Write out the entries below once more, exactly, with the pictures left out.
----------
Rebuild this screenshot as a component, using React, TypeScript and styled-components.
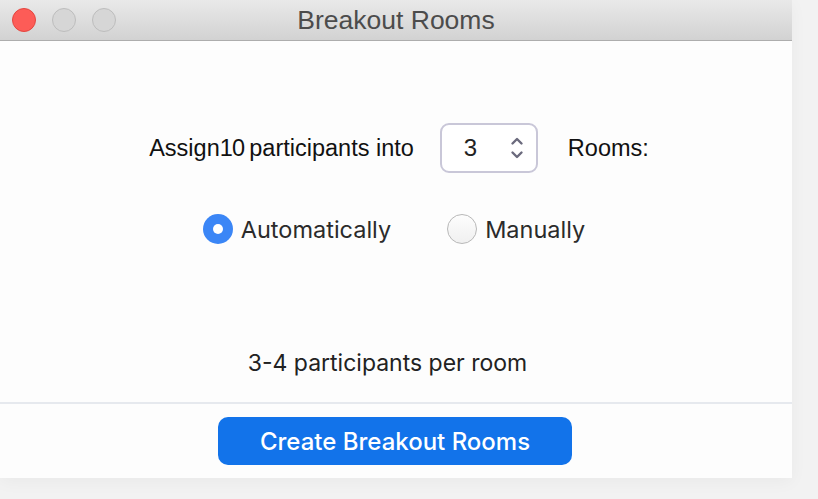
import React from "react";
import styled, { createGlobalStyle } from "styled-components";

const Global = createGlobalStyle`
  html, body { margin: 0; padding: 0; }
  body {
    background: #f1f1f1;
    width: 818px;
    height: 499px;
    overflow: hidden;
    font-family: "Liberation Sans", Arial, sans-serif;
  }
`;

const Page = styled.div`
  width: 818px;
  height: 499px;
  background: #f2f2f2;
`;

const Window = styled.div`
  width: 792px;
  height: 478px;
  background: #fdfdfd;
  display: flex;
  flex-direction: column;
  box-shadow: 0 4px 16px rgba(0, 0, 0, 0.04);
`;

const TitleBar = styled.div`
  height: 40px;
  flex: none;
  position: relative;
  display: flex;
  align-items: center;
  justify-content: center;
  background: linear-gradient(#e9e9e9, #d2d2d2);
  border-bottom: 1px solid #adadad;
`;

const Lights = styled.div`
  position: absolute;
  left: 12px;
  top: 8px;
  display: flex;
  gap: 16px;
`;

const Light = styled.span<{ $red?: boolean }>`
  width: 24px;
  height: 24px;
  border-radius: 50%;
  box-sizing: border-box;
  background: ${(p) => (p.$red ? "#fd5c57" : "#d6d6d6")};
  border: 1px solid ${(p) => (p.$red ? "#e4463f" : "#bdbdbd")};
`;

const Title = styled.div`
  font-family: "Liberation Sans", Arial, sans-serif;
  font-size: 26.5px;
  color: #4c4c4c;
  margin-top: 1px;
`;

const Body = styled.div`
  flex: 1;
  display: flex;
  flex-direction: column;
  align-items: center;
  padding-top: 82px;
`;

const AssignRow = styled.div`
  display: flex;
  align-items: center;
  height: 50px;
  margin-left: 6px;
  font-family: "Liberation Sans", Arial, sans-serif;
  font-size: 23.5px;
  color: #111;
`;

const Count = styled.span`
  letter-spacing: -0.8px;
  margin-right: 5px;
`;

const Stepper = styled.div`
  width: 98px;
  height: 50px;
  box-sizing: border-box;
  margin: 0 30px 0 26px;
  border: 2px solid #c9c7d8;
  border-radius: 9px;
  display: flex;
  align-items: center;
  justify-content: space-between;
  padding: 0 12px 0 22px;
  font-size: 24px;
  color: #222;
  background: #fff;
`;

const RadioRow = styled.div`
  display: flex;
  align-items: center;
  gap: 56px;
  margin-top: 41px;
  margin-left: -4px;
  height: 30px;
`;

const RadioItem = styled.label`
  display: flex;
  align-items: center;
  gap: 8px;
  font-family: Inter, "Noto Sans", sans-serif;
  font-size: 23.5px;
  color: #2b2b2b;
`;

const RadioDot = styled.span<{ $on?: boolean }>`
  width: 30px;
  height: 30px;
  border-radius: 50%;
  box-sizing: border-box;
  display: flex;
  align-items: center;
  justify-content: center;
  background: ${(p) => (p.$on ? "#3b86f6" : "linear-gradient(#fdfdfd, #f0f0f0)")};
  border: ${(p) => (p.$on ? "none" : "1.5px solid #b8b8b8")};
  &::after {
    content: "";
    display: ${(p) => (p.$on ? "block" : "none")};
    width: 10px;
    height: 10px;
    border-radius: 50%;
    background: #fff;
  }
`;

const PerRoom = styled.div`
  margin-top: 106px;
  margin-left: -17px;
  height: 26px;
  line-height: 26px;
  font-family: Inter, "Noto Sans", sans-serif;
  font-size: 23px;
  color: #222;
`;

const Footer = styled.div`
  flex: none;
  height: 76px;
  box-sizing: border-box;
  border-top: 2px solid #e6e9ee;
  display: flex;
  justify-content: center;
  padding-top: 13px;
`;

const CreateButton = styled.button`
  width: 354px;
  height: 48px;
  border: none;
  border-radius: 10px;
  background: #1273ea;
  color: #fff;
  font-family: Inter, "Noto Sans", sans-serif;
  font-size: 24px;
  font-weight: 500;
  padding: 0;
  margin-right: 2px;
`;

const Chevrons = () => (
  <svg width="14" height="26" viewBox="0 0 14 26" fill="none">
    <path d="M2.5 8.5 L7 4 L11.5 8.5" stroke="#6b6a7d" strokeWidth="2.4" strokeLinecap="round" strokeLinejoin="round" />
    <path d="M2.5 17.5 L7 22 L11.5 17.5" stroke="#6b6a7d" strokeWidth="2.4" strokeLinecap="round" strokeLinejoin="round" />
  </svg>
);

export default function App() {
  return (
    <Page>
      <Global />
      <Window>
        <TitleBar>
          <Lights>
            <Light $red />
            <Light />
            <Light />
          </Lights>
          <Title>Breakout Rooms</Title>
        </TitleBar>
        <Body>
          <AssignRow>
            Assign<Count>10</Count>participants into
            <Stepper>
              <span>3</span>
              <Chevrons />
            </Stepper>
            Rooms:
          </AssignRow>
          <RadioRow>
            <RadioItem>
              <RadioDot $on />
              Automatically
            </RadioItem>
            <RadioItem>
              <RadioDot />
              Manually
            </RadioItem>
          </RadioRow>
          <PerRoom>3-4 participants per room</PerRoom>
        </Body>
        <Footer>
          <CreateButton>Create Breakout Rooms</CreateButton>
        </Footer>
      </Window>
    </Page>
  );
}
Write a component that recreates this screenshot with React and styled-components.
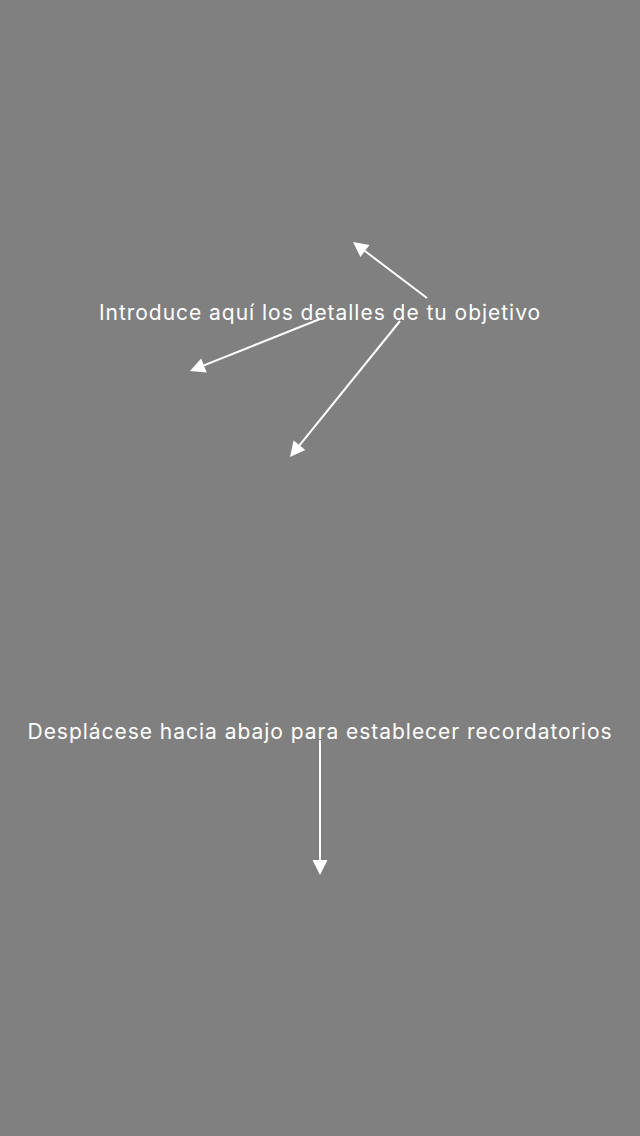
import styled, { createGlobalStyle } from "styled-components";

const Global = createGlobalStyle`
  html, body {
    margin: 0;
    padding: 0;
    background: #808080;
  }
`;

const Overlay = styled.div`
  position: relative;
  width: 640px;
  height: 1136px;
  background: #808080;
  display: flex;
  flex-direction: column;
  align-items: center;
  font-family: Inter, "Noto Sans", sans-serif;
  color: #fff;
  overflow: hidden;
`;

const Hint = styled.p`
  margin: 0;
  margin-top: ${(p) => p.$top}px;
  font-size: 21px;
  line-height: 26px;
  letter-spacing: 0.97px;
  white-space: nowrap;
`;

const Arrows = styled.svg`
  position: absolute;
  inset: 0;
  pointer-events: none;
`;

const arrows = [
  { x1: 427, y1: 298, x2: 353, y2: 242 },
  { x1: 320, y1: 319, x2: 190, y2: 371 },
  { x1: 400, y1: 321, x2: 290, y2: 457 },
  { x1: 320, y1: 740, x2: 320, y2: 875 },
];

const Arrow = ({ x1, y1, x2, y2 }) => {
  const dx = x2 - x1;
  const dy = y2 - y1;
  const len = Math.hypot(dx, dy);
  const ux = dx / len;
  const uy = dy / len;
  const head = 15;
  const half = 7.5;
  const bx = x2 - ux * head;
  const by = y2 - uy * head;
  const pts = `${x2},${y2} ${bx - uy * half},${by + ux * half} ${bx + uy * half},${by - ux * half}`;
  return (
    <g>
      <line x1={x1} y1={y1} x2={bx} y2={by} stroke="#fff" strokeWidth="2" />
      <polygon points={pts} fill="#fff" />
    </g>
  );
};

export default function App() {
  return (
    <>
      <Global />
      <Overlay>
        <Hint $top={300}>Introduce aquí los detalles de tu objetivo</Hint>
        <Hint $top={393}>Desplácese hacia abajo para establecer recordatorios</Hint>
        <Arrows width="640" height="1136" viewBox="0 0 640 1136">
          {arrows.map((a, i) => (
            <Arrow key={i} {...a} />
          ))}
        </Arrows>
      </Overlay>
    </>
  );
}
----------
▶ Result:
Rebuild this screenshot as a component, using React, TypeScript and styled-components.
import React from "react";
import styled, { createGlobalStyle } from "styled-components";

const Global = createGlobalStyle`
  html, body { margin: 0; padding: 0; }
  body {
    background: #f1f1f1;
    width: 818px;
    height: 499px;
    overflow: hidden;
    font-family: "Liberation Sans", Arial, sans-serif;
  }
`;

const Page = styled.div`
  width: 818px;
  height: 499px;
  background: #f2f2f2;
`;

const Window = styled.div`
  width: 792px;
  height: 478px;
  background: #fdfdfd;
  display: flex;
  flex-direction: column;
  box-shadow: 0 4px 16px rgba(0, 0, 0, 0.04);
`;

const TitleBar = styled.div`
  height: 40px;
  flex: none;
  position: relative;
  display: flex;
  align-items: center;
  justify-content: center;
  background: linear-gradient(#e9e9e9, #d2d2d2);
  border-bottom: 1px solid #adadad;
`;

const Lights = styled.div`
  position: absolute;
  left: 12px;
  top: 8px;
  display: flex;
  gap: 16px;
`;

const Light = styled.span<{ $red?: boolean }>`
  width: 24px;
  height: 24px;
  border-radius: 50%;
  box-sizing: border-box;
  background: ${(p) => (p.$red ? "#fd5c57" : "#d6d6d6")};
  border: 1px solid ${(p) => (p.$red ? "#e4463f" : "#bdbdbd")};
`;

const Title = styled.div`
  font-family: "Liberation Sans", Arial, sans-serif;
  font-size: 26.5px;
  color: #4c4c4c;
  margin-top: 1px;
`;

const Body = styled.div`
  flex: 1;
  display: flex;
  flex-direction: column;
  align-items: center;
  padding-top: 82px;
`;

const AssignRow = styled.div`
  display: flex;
  align-items: center;
  height: 50px;
  margin-left: 6px;
  font-family: "Liberation Sans", Arial, sans-serif;
  font-size: 23.5px;
  color: #111;
`;

const Count = styled.span`
  letter-spacing: -0.8px;
  margin-right: 5px;
`;

const Stepper = styled.div`
  width: 98px;
  height: 50px;
  box-sizing: border-box;
  margin: 0 30px 0 26px;
  border: 2px solid #c9c7d8;
  border-radius: 9px;
  display: flex;
  align-items: center;
  justify-content: space-between;
  padding: 0 12px 0 22px;
  font-size: 24px;
  color: #222;
  background: #fff;
`;

const RadioRow = styled.div`
  display: flex;
  align-items: center;
  gap: 56px;
  margin-top: 41px;
  margin-left: -4px;
  height: 30px;
`;

const RadioItem = styled.label`
  display: flex;
  align-items: center;
  gap: 8px;
  font-family: Inter, "Noto Sans", sans-serif;
  font-size: 23.5px;
  color: #2b2b2b;
`;

const RadioDot = styled.span<{ $on?: boolean }>`
  width: 30px;
  height: 30px;
  border-radius: 50%;
  box-sizing: border-box;
  display: flex;
  align-items: center;
  justify-content: center;
  background: ${(p) => (p.$on ? "#3b86f6" : "linear-gradient(#fdfdfd, #f0f0f0)")};
  border: ${(p) => (p.$on ? "none" : "1.5px solid #b8b8b8")};
  &::after {
    content: "";
    display: ${(p) => (p.$on ? "block" : "none")};
    width: 10px;
    height: 10px;
    border-radius: 50%;
    background: #fff;
  }
`;

const PerRoom = styled.div`
  margin-top: 106px;
  margin-left: -17px;
  height: 26px;
  line-height: 26px;
  font-family: Inter, "Noto Sans", sans-serif;
  font-size: 23px;
  color: #222;
`;

const Footer = styled.div`
  flex: none;
  height: 76px;
  box-sizing: border-box;
  border-top: 2px solid #e6e9ee;
  display: flex;
  justify-content: center;
  padding-top: 13px;
`;

const CreateButton = styled.button`
  width: 354px;
  height: 48px;
  border: none;
  border-radius: 10px;
  background: #1273ea;
  color: #fff;
  font-family: Inter, "Noto Sans", sans-serif;
  font-size: 24px;
  font-weight: 500;
  padding: 0;
  margin-right: 2px;
`;

const Chevrons = () => (
  <svg width="14" height="26" viewBox="0 0 14 26" fill="none">
    <path d="M2.5 8.5 L7 4 L11.5 8.5" stroke="#6b6a7d" strokeWidth="2.4" strokeLinecap="round" strokeLinejoin="round" />
    <path d="M2.5 17.5 L7 22 L11.5 17.5" stroke="#6b6a7d" strokeWidth="2.4" strokeLinecap="round" strokeLinejoin="round" />
  </svg>
);

export default function App() {
  return (
    <Page>
      <Global />
      <Window>
        <TitleBar>
          <Lights>
            <Light $red />
            <Light />
            <Light />
          </Lights>
          <Title>Breakout Rooms</Title>
        </TitleBar>
        <Body>
          <AssignRow>
            Assign<Count>10</Count>participants into
            <Stepper>
              <span>3</span>
              <Chevrons />
            </Stepper>
            Rooms:
          </AssignRow>
          <RadioRow>
            <RadioItem>
              <RadioDot $on />
              Automatically
            </RadioItem>
            <RadioItem>
              <RadioDot />
              Manually
            </RadioItem>
          </RadioRow>
          <PerRoom>3-4 participants per room</PerRoom>
        </Body>
        <Footer>
          <CreateButton>Create Breakout Rooms</CreateButton>
        </Footer>
      </Window>
    </Page>
  );
}
Write a component that recreates this screenshot with React and styled-components.
import styled, { createGlobalStyle } from "styled-components";

const Global = createGlobalStyle`
  html, body {
    margin: 0;
    padding: 0;
    background: #808080;
  }
`;

const Overlay = styled.div`
  position: relative;
  width: 640px;
  height: 1136px;
  background: #808080;
  display: flex;
  flex-direction: column;
  align-items: center;
  font-family: Inter, "Noto Sans", sans-serif;
  color: #fff;
  overflow: hidden;
`;

const Hint = styled.p`
  margin: 0;
  margin-top: ${(p) => p.$top}px;
  font-size: 21px;
  line-height: 26px;
  letter-spacing: 0.97px;
  white-space: nowrap;
`;

const Arrows = styled.svg`
  position: absolute;
  inset: 0;
  pointer-events: none;
`;

const arrows = [
  { x1: 427, y1: 298, x2: 353, y2: 242 },
  { x1: 320, y1: 319, x2: 190, y2: 371 },
  { x1: 400, y1: 321, x2: 290, y2: 457 },
  { x1: 320, y1: 740, x2: 320, y2: 875 },
];

const Arrow = ({ x1, y1, x2, y2 }) => {
  const dx = x2 - x1;
  const dy = y2 - y1;
  const len = Math.hypot(dx, dy);
  const ux = dx / len;
  const uy = dy / len;
  const head = 15;
  const half = 7.5;
  const bx = x2 - ux * head;
  const by = y2 - uy * head;
  const pts = `${x2},${y2} ${bx - uy * half},${by + ux * half} ${bx + uy * half},${by - ux * half}`;
  return (
    <g>
      <line x1={x1} y1={y1} x2={bx} y2={by} stroke="#fff" strokeWidth="2" />
      <polygon points={pts} fill="#fff" />
    </g>
  );
};

export default function App() {
  return (
    <>
      <Global />
      <Overlay>
        <Hint $top={300}>Introduce aquí los detalles de tu objetivo</Hint>
        <Hint $top={393}>Desplácese hacia abajo para establecer recordatorios</Hint>
        <Arrows width="640" height="1136" viewBox="0 0 640 1136">
          {arrows.map((a, i) => (
            <Arrow key={i} {...a} />
          ))}
        </Arrows>
      </Overlay>
    </>
  );
}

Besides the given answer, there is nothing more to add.